The Committee for Women and Family Affairs has proposed to criminalize sexual harassment, while some lawyers consider that it may lead to increase in the number of cases of blackmail by women and corruption in the law enforcement agencies.  

The proposal to criminalize sexual harassment was made a conference on violence against women that took place in Dushanbe last week.

Representatives of the Prosecutor’s Office and the Supreme Court supported this initiative, according to Radio Liberty’s Tajik Service, locally known as Radio Ozodi.  

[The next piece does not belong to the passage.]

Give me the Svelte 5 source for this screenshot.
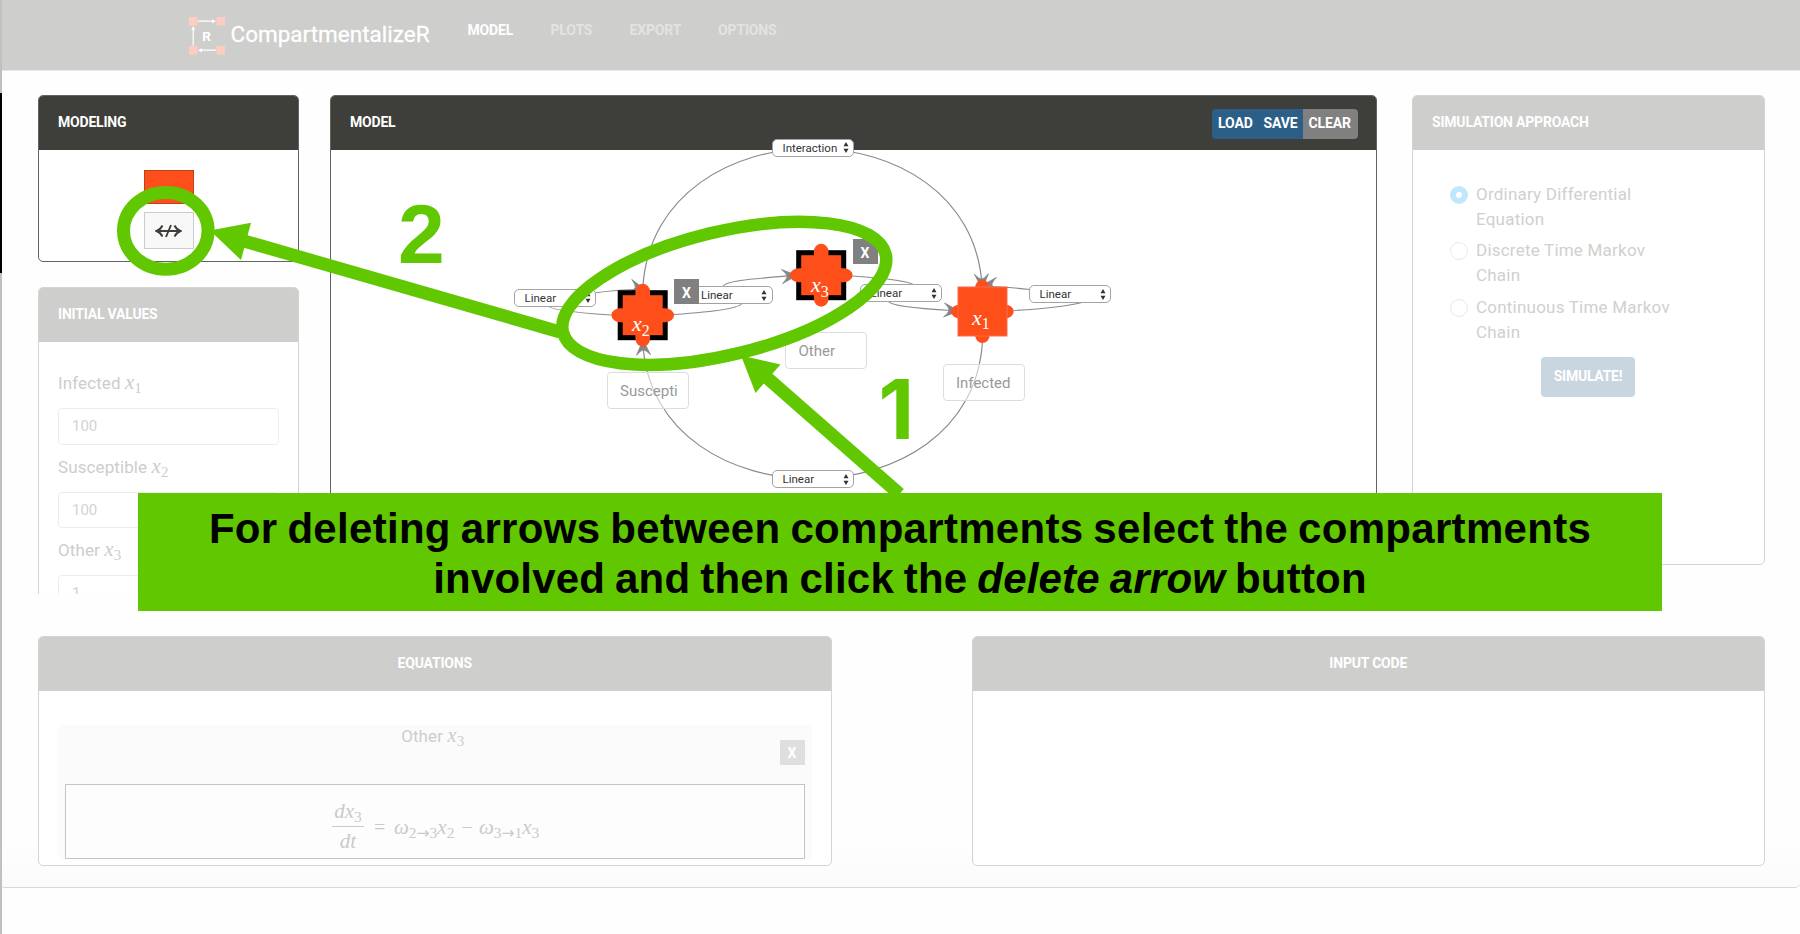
<script>
  const nav = [
    { label: 'MODEL', w: 63.5, active: true },
    { label: 'PLOTS', w: 79 },
    { label: 'EXPORT', w: 88.5 },
    { label: 'OPTIONS', w: 80 }
  ];
  const initial = [
    { name: 'Infected', n: 1, value: '100' },
    { name: 'Susceptible', n: 2, value: '100' },
    { name: 'Other', n: 3, value: '1' }
  ];
  const approaches = [
    { a: 'Ordinary Differential', b: 'Equation', on: true },
    { a: 'Discrete Time Markov', b: 'Chain' },
    { a: 'Continuous Time Markov', b: 'Chain' }
  ];
  const selects = [
    { x: 772, y: 138.5, t: 'Interaction' },
    { x: 514, y: 288.5, t: 'Linear' },
    { x: 690.5, y: 286.4, t: 'Linear' },
    { x: 860, y: 284, t: 'Linear' },
    { x: 1029, y: 285, t: 'Linear' },
    { x: 772, y: 470, t: 'Linear' }
  ];
  const names = [
    { x: 606.5, y: 372, t: 'Suscepti' },
    { x: 785, y: 332, t: 'Other' },
    { x: 942.5, y: 364, t: 'Infected' }
  ];
  const removers = [{ x: 674, y: 279 }, { x: 852.5, y: 239 }];
  const nodes = [
    { cx: 642.7, cy: 315.2, n: 2, tx: 632, ty: 331, picked: true },
    { cx: 821.2, cy: 275.2, n: 3, tx: 811, ty: 292, picked: true },
    { cx: 982.4, cy: 311.5, n: 1, tx: 972, ty: 324.5 }
  ];
  const heads = [
    [797, 275.5, -4], [959, 311, 4], [645, 289.5, 12], [982, 285.5, 176],
    [982, 289, 88], [643, 340, -92]
  ];
</script>

<div class="page">
  <header>
    <svg class="logo" width="37" height="38" viewBox="0 0 37 38">
      <g fill="#fdcdc1"><path d="M0 0h8.5v8.5H0zM27.5 0H36v8.5h-8.5zM0 29h8.5v8.5H0zM27.5 29H36v8.5h-8.5z" /></g>
      <g stroke="#fff" stroke-width="1.2"><path d="M9 4.2h15M4.2 28.500V12M27 33.200H12" /></g>
      <g fill="#fff"><path d="M27 4.200l-4-2v4zM4.200 9l-2 4h4zM9 33.200l4-2v4z" /></g>
      <text x="13.300" y="24.300" class="logoR">R</text>
    </svg>
    <span class="brand">CompartmentalizeR</span>
    <nav>
      {#each nav as item}
        <span class:active={item.active} style="width:{item.w + 'px'}">{item.label}</span>
      {/each}
    </nav>
  </header>

  <main>
    <div class="top">
      <aside>
        <section class="card dark tools">
          <h2>MODELING</h2>
          <div class="toolbody">
            <div class="swatch"></div>
            <div class="delarrow">
              <svg width="27" height="14" viewBox="0 0 27 14" fill="none" stroke="#3e3f3a" stroke-width="1.900">
                <path d="M1.500 7h24M7.500 1.500Q5.500 5.500 1.500 7Q5.500 8.500 7.500 12.500M19.500 1.500Q21.500 5.500 25.500 7Q21.500 8.500 19.500 12.500M16 1L11 13" />
              </svg>
            </div>
          </div>
        </section>
        <section class="card pale values">
          <h2>INITIAL VALUES</h2>
          <div class="fields">
            {#each initial as f}
              <div class="label">{f.name} <i>x</i><sub>{f.n}</sub></div>
              <div class="field">{f.value}</div>
            {/each}
          </div>
        </section>
      </aside>

      <section class="card dark model">
        <h2>MODEL</h2>
        <div class="buttons"><span class="load">LOAD</span><span class="save">SAVE</span><span class="clear">CLEAR</span></div>
      </section>

      <section class="card pale sim">
        <h2>SIMULATION APPROACH</h2>
        <div class="options">
          {#each approaches as o}
            <div class="option"><span class="radio" class:on={o.on}></span><div>{o.a}<br />{o.b}</div></div>
          {/each}
          <div class="simulate">SIMULATE!</div>
        </div>
      </section>
    </div>

    <div class="bottom">
      <section class="card pale">
        <h2 class="mid">EQUATIONS</h2>
        <div class="well">
          <div class="welltop">
            <div class="label">Other <i>x</i><sub>3</sub></div>
            <span class="close">X</span>
          </div>
          <div class="equation">
            <div class="frac"><div class="num"><i>dx</i><sub>3</sub></div><div><i>dt</i></div></div>
            <span class="eq">=</span>
            <span class="term"><i>ω</i><sub>2<span class="to">→</span>3</sub><i>x</i><sub>2</sub></span>
            <span class="minus">−</span>
            <span class="term"><i>ω</i><sub>3<span class="to">→</span>1</sub><i>x</i><sub>3</sub></span>
          </div>
        </div>
      </section>
      <section class="card pale">
        <h2 class="mid">INPUT CODE</h2>
      </section>
    </div>
  </main>

  <!-- diagram canvas -->
  <div class="canvas">
    <svg width="1800" height="934">
      <g fill="none" stroke="#8a8a8a" stroke-width="1.200">
        <path d="M643 285C657 103 970 103 982 285" />
        <path d="M643 345C655 524 972 524 982.500 341" />
        <path d="M674 314.500Q741 310 742 303M723 287C723 281 750 279 788 276" />
        <path d="M852 276C885 278 910 281 916 286M888 301C890 306 925 309 952 310.500" />
        <path d="M611 315C580 313 548 310 547 305M594 293Q615 290 640 289" />
        <path d="M1014 310.500Q1060 308 1084 302M1030 289.500Q1010 287 978 286" />
      </g>
      {#each heads as h}
        <path d="M0 0L-15 -7Q-10 -2.500-10 0Q-10 2.500-15 7Z" fill="#858585" stroke="#858585" stroke-width=".8" transform="translate({h[0]} {h[1]}) rotate({h[2]})" />
      {/each}
    </svg>
    {#each selects as s}
      <div class="select" style="left:{s.x + 'px'};top:{s.y + 'px'}">
        {s.t}
        <svg width="6" height="11" viewBox="0 0 6 11"><path d="M3 0L5.500 4.300H.5zM3 11L5.500 6.700H.5z" fill="#333" /></svg>
      </div>
    {/each}
    {#each names as n}
      <div class="nodename" style="left:{n.x + 'px'};top:{n.y + 'px'}">{n.t}</div>
    {/each}
    {#each removers as r}
      <div class="remove" style="left:{r.x + 'px'};top:{r.y + 'px'}">X</div>
    {/each}
    <svg width="1800" height="934">
      {#each nodes as n}
        <g fill="#fe4f1a">
          {#if n.picked}
            <rect x={n.cx - 22.5} y={n.cy - 22.5} width="45" height="45" stroke="#000" stroke-width="5" />
          {/if}
          <rect x={n.cx - 7.3} y={n.cy - 31.5} width="14.600" height="63" rx="7.300" ry="8" />
          <rect x={n.cx - 31.3} y={n.cy - 7} width="62.600" height="14" rx="9" ry="7" />
          {#if !n.picked}
            <rect x={n.cx - 24.4} y={n.cy - 24.5} width="49" height="49" stroke="#fb6a50" />
          {/if}
        </g>
        <text x={n.tx} y={n.ty} class="math">x<tspan dy="4.500" class="msub">{n.n}</tspan></text>
      {/each}
    </svg>
  </div>

  <!-- tutorial annotations -->
  <svg class="notes" width="1800" height="934">
    <g fill="none" stroke="#60c700">
      <ellipse cx="165.800" cy="230.800" rx="42.300" ry="38.400" stroke-width="13" />
      <ellipse cx="724.300" cy="293.300" rx="166" ry="61.600" stroke-width="12.500" transform="rotate(-13.600 724.300 293.300)" />
      <path d="M244 241L560 332M765 376L899.500 494" stroke-width="13" />
    </g>
    <g fill="#60c700">
      <path d="M210 230.500L251 222.700L241 260zM741 355.500L780.500 364.500L755.500 393z" />
      <text x="398" y="263.300" class="digit">2</text>
      <text x="878.500" y="439.300" class="digit one">1</text>
    </g>
  </svg>
  <div class="banner">
    <div class="l1">For deleting arrows between compartments select the compartments</div>
    <div class="l2">involved and then click the <em>delete arrow</em> button</div>
  </div>
  <div class="edge"></div>
</div>

<style>
  :global(body) { margin: 0; background: #fefefe; }
  .page { position: relative; width: 1800px; height: 934px; overflow: hidden; font-family: Roboto, sans-serif; background: #fefefe; box-sizing: border-box; }
  .page :global(*) { box-sizing: border-box; }
  header { height: 71px; background: #cececc; border-bottom: 1px solid #e8e8e8; display: flex; align-items: flex-start; padding-left: 189px; }
  .logo { margin-top: 17px; flex: none; }
  .logoR { font: 700 13.500px Roboto, sans-serif; fill: #fff; }
  .brand { margin: 19px 0 0 4.500px; width: 237px; font-size: 22.500px; line-height: 30px; color: #fff; -webkit-text-stroke: .3px #fff; white-space: nowrap; }
  nav { display: flex; }
  nav span { font-weight: 700; font-size: 14px; letter-spacing: -.15px; line-height: 20px; height: 70px; padding-top: 19.500px; color: #e3e3e2; flex: none; margin-right: 0; }
  nav span.active { color: #fff; margin-right: 19.500px; }
  main { height: 817px; border-bottom: 1px solid #d6d6d6; border-radius: 0 0 5px 5px; padding: 24px 35px 0 38px; background: linear-gradient(#fefefe 94%, #fbfbfb); }
  .top { display: flex; height: 541px; align-items: flex-start; }
  aside { width: 261px; height: 499px; overflow: hidden; margin-right: 31px; flex: none; display: flex; flex-direction: column; gap: 25px; }
  .card { border: 1px solid #d4d4d3; border-radius: 5px; background: #fff; overflow: hidden; }
  .card h2 { margin: 0; height: 54px; padding: 0 19px; line-height: 53px; font-size: 14px; font-weight: 700; letter-spacing: -.2px; color: #fff; background: #cececc; white-space: nowrap; }
  .card h2.mid { text-align: center; }
  .card.dark { border-color: #62635f; }
  .card.dark h2 { background: #3e3f3a; }
  .tools { height: 167px; flex: none; }
  .toolbody { display: flex; flex-direction: column; align-items: center; padding: 20px 0 0; gap: 8px; }
  .swatch { width: 50px; height: 34px; background: #fe4f1a; border: 1px solid #b8431f; }
  .delarrow { width: 50px; height: 37px; border: 1px solid #ccc; background: #f8f8f8; display: flex; align-items: center; justify-content: center; }
  .values { height: 360px; flex: none; }
  .fields { padding: 29px 19px 0; }
  .label { font-size: 17px; line-height: 26px; letter-spacing: .1px; color: #cdcdcb; white-space: nowrap; }
  .label i { font-family: "Liberation Serif", serif; font-size: 21px; line-height: 1; }
  .label sub { font-family: "Liberation Serif", serif; font-size: 15px; line-height: 0; vertical-align: -4px; }
  .fields .label { height: 37px; margin-top: -3px; margin-bottom: 3px; padding-top: 2px; }
  .field { height: 36.700px; border: 1px solid #ededed; border-radius: 4px; padding-left: 13px; font-size: 15px; line-height: 34px; color: #d3d3d3; margin-bottom: 10px; }
  .model { width: 1047px; height: 470px; margin-right: 35px; flex: none; display: grid; grid-template-rows: 54px 1fr; grid-template-columns: 881px 146px 1fr; position: relative; }
  .model h2 { grid-column: 1 / -1; grid-row: 1; }
  .buttons { grid-column: 2; grid-row: 1; margin-top: 13px; height: 30px; display: flex; color: #fff; font-weight: 700; font-size: 14px; line-height: 29px; letter-spacing: -.1px; border-radius: 4px; overflow: hidden; }
  .load { width: 45px; padding-left: 6px; background: #2b5f87; }
  .save { width: 45.500px; padding-left: 6.500px; background: #2b5f87; }
  .clear { width: 55.500px; padding-left: 6px; background: #808080; }
  .sim { width: 353px; height: 470px; flex: none; }
  .options { padding: 32px 37px 0; }
  .option { display: flex; gap: 8px; height: 56.300px; padding-top: 0; color: #d0d0ce; font-size: 17px; letter-spacing: .22px; line-height: 25px; white-space: nowrap; }
  .radio { width: 18px; height: 18px; margin-top: 4px; border: 1px solid #e9e9e9; border-radius: 50%; flex: none; }
  .radio.on { border: 6.500px solid #bfe7fd; }
  .simulate { width: 94px; height: 40px; margin: 6px 0 0 91px; background: #c9d6df; border-radius: 4px; color: #fff; font-weight: 700; font-size: 14px; letter-spacing: -.25px; line-height: 39px; text-align: center; }
  .bottom { display: flex; gap: 140px; }
  .bottom .card { width: 793.500px; height: 230px; flex: none; }
  .well { margin: 34px 19px 0; height: 134px; background: #fbfbfb; padding: 0 7px; }
  .welltop { height: 59px; position: relative; text-align: center; padding-right: 4px; }
  .welltop .label { line-height: 22px; }
  .close { position: absolute; right: 0; top: 15px; width: 25px; height: 25px; background: #dfdfdf; color: #fff; font-weight: 700; font-size: 14px; line-height: 27px; }
  .equation { height: 75px; border: 1.500px solid #c4c4c4; background: #fdfdfd; display: flex; align-items: center; padding: 8px 0 0 266px; font-family: "Liberation Serif", serif; font-size: 20px; color: #cacaca; white-space: nowrap; }
  .equation i { font-size: 21px; line-height: 1; }
  .equation sub { font-size: 15.500px; line-height: 0; vertical-align: -4px; }
  .to { font-family: "DejaVu Sans", sans-serif; font-size: 15.500px; }
  .frac { width: 32px; text-align: center; line-height: 28px; }
  .num { border-bottom: 1.500px solid #cacaca; height: 30px; }
  .eq, .minus, .term { position: relative; top: 2px; }
  .eq { margin-left: 10px; width: 20px; }
  .minus { width: 17.500px; margin-left: 7px; }
  .canvas, .notes { position: absolute; left: 0; top: 0; width: 1800px; height: 934px; }
  .canvas > svg { position: absolute; left: 0; top: 0; }
  .select { position: absolute; width: 82px; height: 18px; border: 1.500px solid #a3a3a3; border-radius: 5px; background: #fff; font-size: 11.500px; line-height: 16px; padding-left: 9.500px; color: #333; }
  .select svg { position: absolute; right: 4.500px; top: 2.500px; }
  .nodename { position: absolute; width: 82px; height: 37px; border: 1px solid #ddd; border-radius: 4px; background: rgba(255,255,255,.55); padding-left: 12.500px; font-size: 15px; line-height: 36px; color: #999; }
  .remove { position: absolute; width: 25px; height: 25px; background: #808080; color: #fff; font-weight: 700; font-size: 14px; line-height: 28px; text-align: center; }
  .math { font: italic 22px "Liberation Serif", serif; fill: #fff; }
  .msub { font-style: normal; font-size: 16px; }
  .digit { font: 700 84px "Liberation Sans", sans-serif; }
  .digit.one { font: 700 82.500px Inter, sans-serif; }
  .banner { position: absolute; left: 138px; top: 493px; width: 1524px; height: 118px; background: #60c700; font: 700 42px/50px "Liberation Sans", sans-serif; text-align: center; padding-top: 11px; color: #000; white-space: nowrap; letter-spacing: .3px; word-spacing: -2px; }
  .l2 { letter-spacing: .2px; }
  .edge { position: absolute; left: 0; top: 0; width: 1.500px; height: 934px; background: linear-gradient(#c0c0c0 0 93px, #000 93px 273px, #c0c0c0 273px); }
</style>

Meanwhile some lawyers argue that will not necessarily prevent future sexual harassment cases.  Commenting on the proposal to criminalize sexual harassment, Navrouz Odinayev, Director of the Legal Firm Himoya (Protection), for example, says it may have the opposite effect and lead to increase in the number of cases of blackmail by women and corruption in the law enforcement agencies.   

Tajikistan has no law on sexual harassment and men’s treatment of women in public spaces has never received much public attention in the country.  Sexual harassment is a closed topic in Tajikistan and women are afraid to talk publicly about harassment.

Representatives of law enforcement agencies say they have received sexual harassment complaints but it is impossible to punish because of the absence of a specific law.

At the roundtable that took place in early April this year, representatives of government institutions and civil society decided that street harassment against women should be punished as “malicious hooliganism” within the Code of Administrative Offenses of Tajikistan, and that these cases should be covered by the media.